Following Pipe Dreams
Letting go of the past and forgetting the future...
~ Jonathan Fleig
My wife needed to go back to Kansas to help her family through a hard time. Once again we were going to be separating for a while and once again, we put all of our worldly possessions in a storage unit. We gave up our apartment in Carlsbad she headed home and I opted to stay in California, keep my good job and live with friends until she could rejoin me. The main purpose of staying behind was so that I could continue pursuing a career with my band. I had no idea that the band was moments away from imploding.
It would be impossible to relate just how much I loved the band Soup and all the musicians who would come and go. The best way to say it would be this: I put all of my creative energies into her. I offered her every song I was able to write. And this time in my life -- alone, living in this tent was a very fruitful time of writing some the best songs I would ever write. I held nothing back for myself. I gave this project everything I had. What I couldn't see then was that Soup and her demise was performing a perfect work in my mind and spirit and ultimately my music. It was so hard to let Soup go.
I remember sitting alone in the wee hours of the morning playing a chord progression that would become "Pipe Dreams." The words and the melody began to spew from my lips effortlessly. It became a song in literally five minutes.
"No going backwards, and the sides are no good.
I refuse to do those things that I know I should."
These lines to the last verse have become a mantra in my life. You can't go back and you can't sit on the sidelines anymore. At some point you are going to have to muster the courage to face the big obstacles in your life preventing you from being who you want to be.
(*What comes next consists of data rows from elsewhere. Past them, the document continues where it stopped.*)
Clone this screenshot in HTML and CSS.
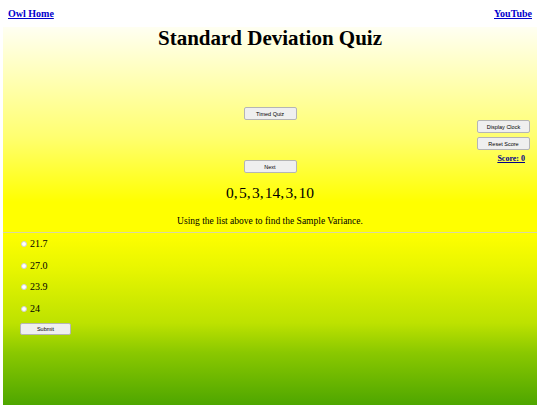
FILE: index.html
```html
<!DOCTYPE html>
<html>
<head>
<meta charset="utf-8">
<link rel="stylesheet" href="styles.css">
</head>
<body>
<div class="top-links">
  <a href="#">Owl Home</a>
  <a href="#">YouTube</a>
</div>
<div class="wrap">
  <section class="upper">
    <h1 class="title">Standard Deviation Quiz</h1>
    <div class="controls">
      <div class="side"></div>
      <div class="center">
        <button class="btn">Timed Quiz</button>
        <button class="btn next">Next</button>
      </div>
      <div class="side right">
        <button class="btn">Display Clock</button>
        <button class="btn">Reset Score</button>
        <a class="score" href="#">Score: 0</a>
      </div>
    </div>
    <div class="math">0,&#8202;5,&#8202;3,&#8202;14,&#8202;3,&#8202;10</div>
    <p class="prompt">Using the list above to find the Sample Variance.</p>
  </section>
  <hr class="rule">
  <section class="lower">
    <label class="opt"><span class="radio"></span>21.7</label>
    <label class="opt"><span class="radio"></span>27.0</label>
    <label class="opt"><span class="radio"></span>23.9</label>
    <label class="opt"><span class="radio"></span>24</label>
    <button class="btn submit">Submit</button>
  </section>
</div>
</body>
</html>
```
FILE: styles.css
```css
html, body {
  margin: 0;
  padding: 0;
  height: 100%;
}
body {
  background: #ffffff;
  font-family: "Liberation Serif", "Times New Roman", serif;
  color: #000;
  display: flex;
  flex-direction: column;
}
.top-links {
  display: flex;
  justify-content: space-between;
  padding: 9px 8px 0 8px;
  height: 18px;
}
.top-links a {
  font-size: 10px;
  font-weight: bold;
  color: #0000cc;
  line-height: 10px;
}
.wrap {
  margin: 0 3px;
  flex: 1;
  display: flex;
  flex-direction: column;
}
.upper {
  background: linear-gradient(#fffff2 0px, #ffff70 110px, #ffff00 175px, #ffff00 100%);
  height: 205px;
}
.title {
  margin: 0;
  text-align: center;
  font-size: 21px;
  line-height: 22px;
  font-weight: bold;
}
.controls {
  display: grid;
  grid-template-columns: 1fr auto 1fr;
  margin-top: 58px;
}
.center {
  display: flex;
  flex-direction: column;
  align-items: center;
}
.side.right {
  display: flex;
  flex-direction: column;
  align-items: flex-end;
  gap: 4px;
  padding-top: 13px;
  padding-right: 7px;
}
.btn {
  font-family: "Liberation Sans", Arial, sans-serif;
  font-size: 5.5px;
  width: 53px;
  height: 13px;
  padding: 0;
  background: #efefef;
  border: 1px solid #b5b5b5;
  border-radius: 2px;
  color: #000;
}
.next {
  margin-top: 40px;
}
.score {
  font-size: 8px;
  font-weight: bold;
  color: #00008b;
  margin-right: 5px;
  line-height: 10px;
}
.math {
  text-align: center;
  font-family: "Liberation Serif", serif;
  font-size: 15.5px;
  margin-top: 10px;
  line-height: 20px;
}
.prompt {
  text-align: center;
  font-size: 9.5px;
  margin: 12px 0 0 0;
  line-height: 12px;
}
.rule {
  margin: 0;
  border: none;
  height: 1px;
  background: #d8d8a0;
}
.lower {
  flex: 1;
  background: linear-gradient(#ffff00 0px, #e8f600 35px, #bde200 90px, #8ac800 120px, #4ea600 100%);
  padding: 4px 0 0 17px;
  display: flex;
  flex-direction: column;
  align-items: flex-start;
}
.opt {
  display: flex;
  align-items: center;
  font-size: 10px;
  line-height: 14px;
  margin-bottom: 7.5px;
}
.radio {
  width: 4px;
  height: 4px;
  border: 1px solid #d0d0d0;
  border-radius: 50%;
  background: #fff;
  margin: 0 3px 0 1px;
}
.submit {
  margin-top: 0;
  margin-left: 0;
  width: 51px;
  height: 12px;
}
```
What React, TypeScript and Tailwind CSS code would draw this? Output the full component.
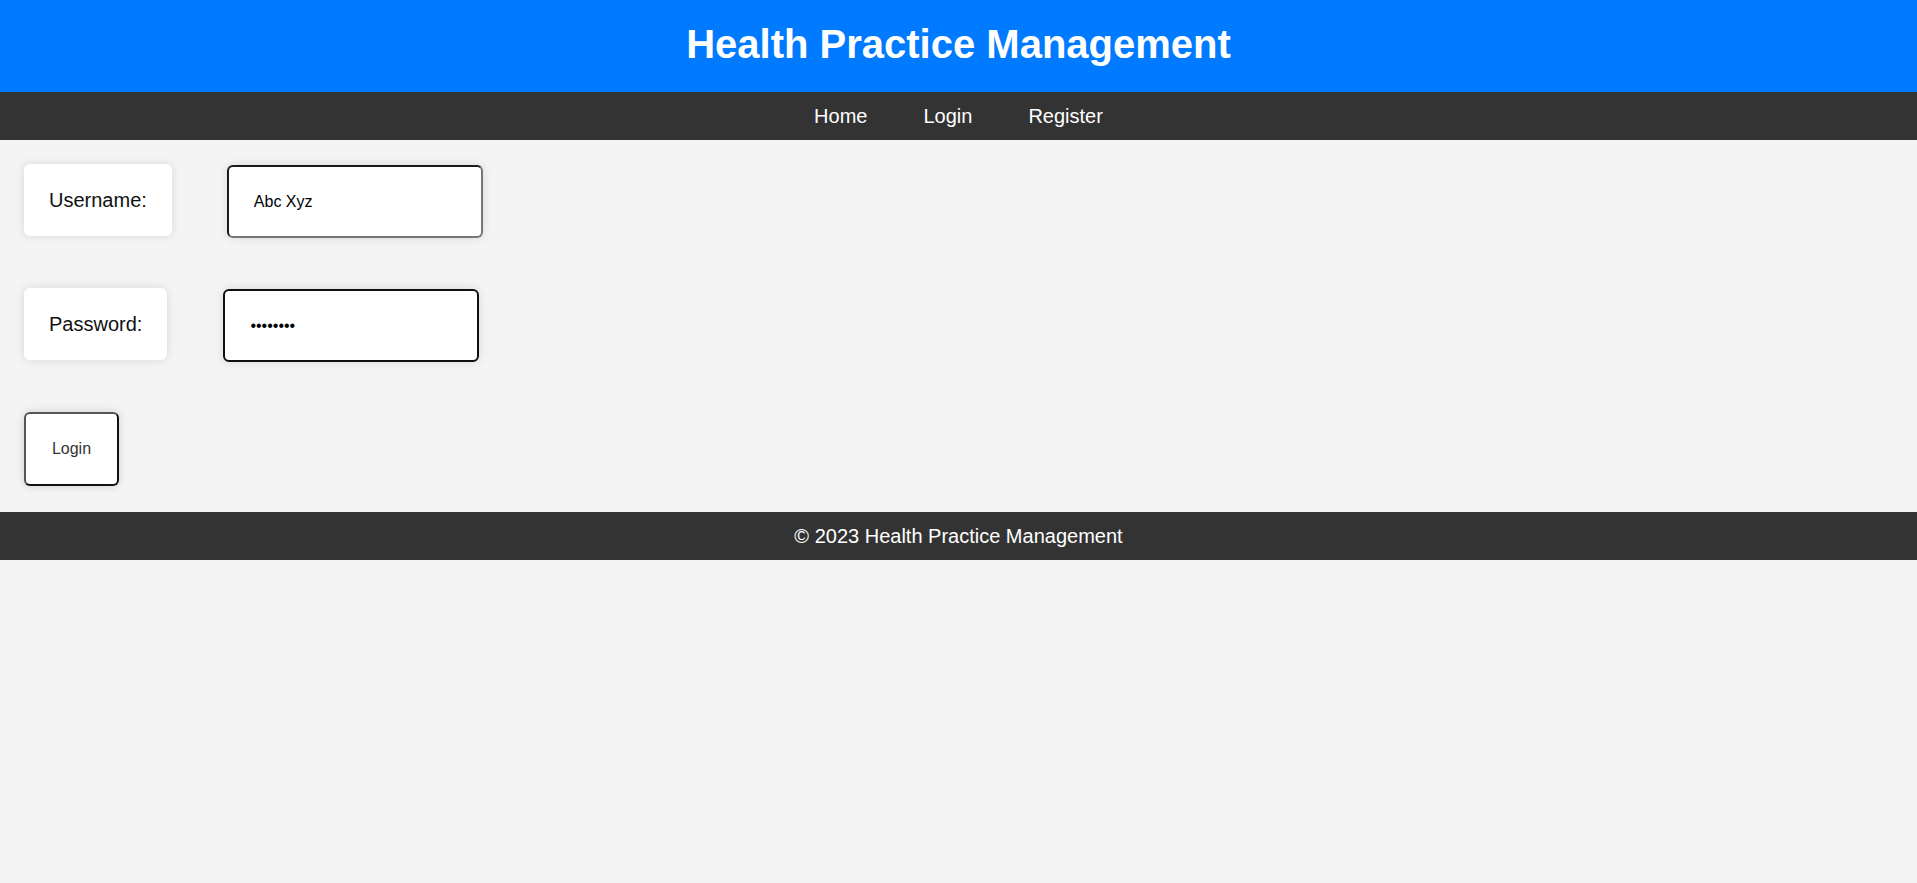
import { useEffect, useRef, useState } from 'react'

export default function App() {
  const [username, setUsername] = useState('Abc Xyz')
  const [password, setPassword] = useState('password')
  const pwRef = useRef<HTMLInputElement>(null)

  useEffect(() => {
    const el = pwRef.current
    if (el) {
      el.focus()
      el.setSelectionRange(el.value.length, el.value.length)
    }
  }, [])

  return (
    <div className="min-h-screen bg-[#f4f4f4] font-['Liberation_Sans',Arial,sans-serif]">
      {/* HEADER */}
      <header className="h-[92px] pb-[5px] bg-[#007bff] flex items-center justify-center">
        <h1 className="text-[40px] font-bold text-white leading-none">
          Health Practice Management
        </h1>
      </header>

      {/* NAV */}
      <nav className="h-[48px] bg-[#333333] flex items-center justify-center gap-[56px] text-[20px] text-white">
        <a href="#">Home</a>
        <a href="#">Login</a>
        <a href="#">Register</a>
      </nav>

      {/* FORM */}
      <main className="px-6 pt-6 pb-[26px] flex flex-col gap-[50px]">
        <div className="flex items-start">
          <label className="h-[72px] px-[25px] flex items-center bg-white rounded-md text-[20px] text-[#111] shadow-[0_0_10px_rgba(0,0,0,0.12)]">
            Username:
          </label>
          <input
            value={username}
            onChange={(e) => setUsername(e.target.value)}
            className="ml-[55px] mt-[1px] w-[256px] h-[73px] pl-[25px] bg-white rounded-md border-2 border-t-[#1a1a1a] border-l-[#1a1a1a] border-b-[#767676] border-r-[#767676] text-[16px] text-black outline-none shadow-[0_0_10px_rgba(0,0,0,0.12)]"
          />
        </div>

        <div className="flex items-start">
          <label className="h-[72px] px-[25px] flex items-center bg-white rounded-md text-[20px] text-[#111] shadow-[0_0_10px_rgba(0,0,0,0.12)]">
            Password:
          </label>
          <input
            ref={pwRef}
            type="password"
            value={password}
            onChange={(e) => setPassword(e.target.value)}
            className="ml-[56px] mt-[1px] w-[256px] h-[73px] pl-[25px] bg-white rounded-md border-2 border-[#101010] text-[16px] text-black outline-none shadow-[0_0_10px_rgba(0,0,0,0.12)]"
          />
        </div>

        <div>
          <button className="w-[95px] h-[74px] bg-white rounded-md border-2 border-t-[#555] border-l-[#555] border-b-[#111] border-r-[#111] text-[16px] text-[#333] shadow-[0_0_10px_rgba(0,0,0,0.15)]">
            Login
          </button>
        </div>
      </main>

      {/* FOOTER */}
      <footer className="h-[48px] bg-[#333333] flex items-center justify-center text-[20px] text-white">
        © 2023 Health Practice Management
      </footer>
    </div>
  )
}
I recently read a quote that said, "if you deliberately plan on being less than you are capable of being, then I warn you: You will be unhappy for the rest of your life."
"Love your Neighbor as you love your Self." To me, a huge obstacle, is loving my Self. Discontinuing old habits, ways of thinking, attitudes and perceptions of the world that put limits on my Self is what this life is all about.
I would eventually leave the tent. Soup would break up. I would head back to Kansas to live for a while. Being back in Kansas has proven to be another giant pink tent. She is whittling me down even further. I am letting go of more and I am learning to forget about the future. I am still in pursuit of the pipe dream though. I am breaking my body one day at a time. I'm purging my soul from all my crimes.

For 58 days I lived in a giant pink tent in my friends front yard in Oceanside, CA. Let's just say I had hit a rough patch. Or rather, a fork in the road. This was one of many attempts albeit a long shot to keep my band Soup together.